Work should be something we do. Yet to an overwhelming extent, it has become somewhere we go, leading to the pervasive belief that productivity is somehow linked to presence.
So to hear a major-league U.S. CEO whose has spent their entire career adhering to the "presenteeism" model admit: "for years I had been focused on the wrong currency. I was always looking to see if people were here. I should have been looking at what they were getting done" comes as something of a bombshell.
As BusinessWeek explores in an illuminating cover story, arguably no big business has smashed the clock quite so resolutely as U.S. retail giant, Best Buy.
Best Buy's initiative, called ROWE (results-only work environment), seeks to demolish the assembly-line dogma that equates physical presence with productivity.
There are no schedules. No mandatory meetings. No impression-management hustles. Work is no longer a place where you go, but something you do. It's O.K. to take conference calls while you hunt, collaborate from your lakeside cabin, or log on after dinner so you can spend the afternoon with your kid.

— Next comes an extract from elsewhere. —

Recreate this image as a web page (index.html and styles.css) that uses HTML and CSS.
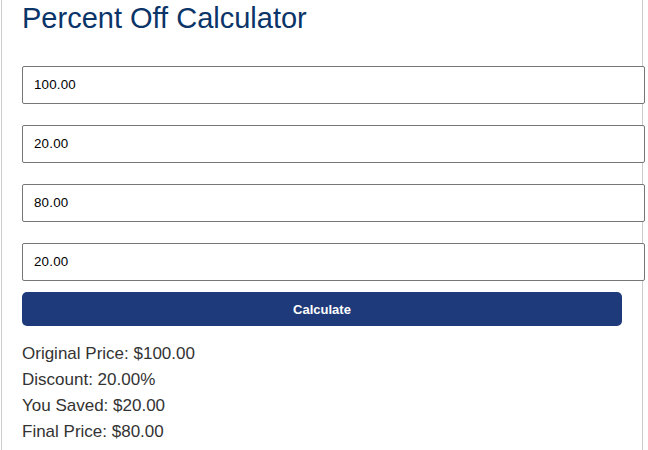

What seems particularly astonishing is that all this was put in place unofficially over the course of more than two years and grew virally without anybody telling the CEO what was going on.
But the results have been so impressive- productivity has risen an average 35 per cent in departments that have switched to ROWE Ė that Best Buy has even set up a subsidiary company, CultureRx, to help other companies go clockless.
The start of a revolution? Lets hope so.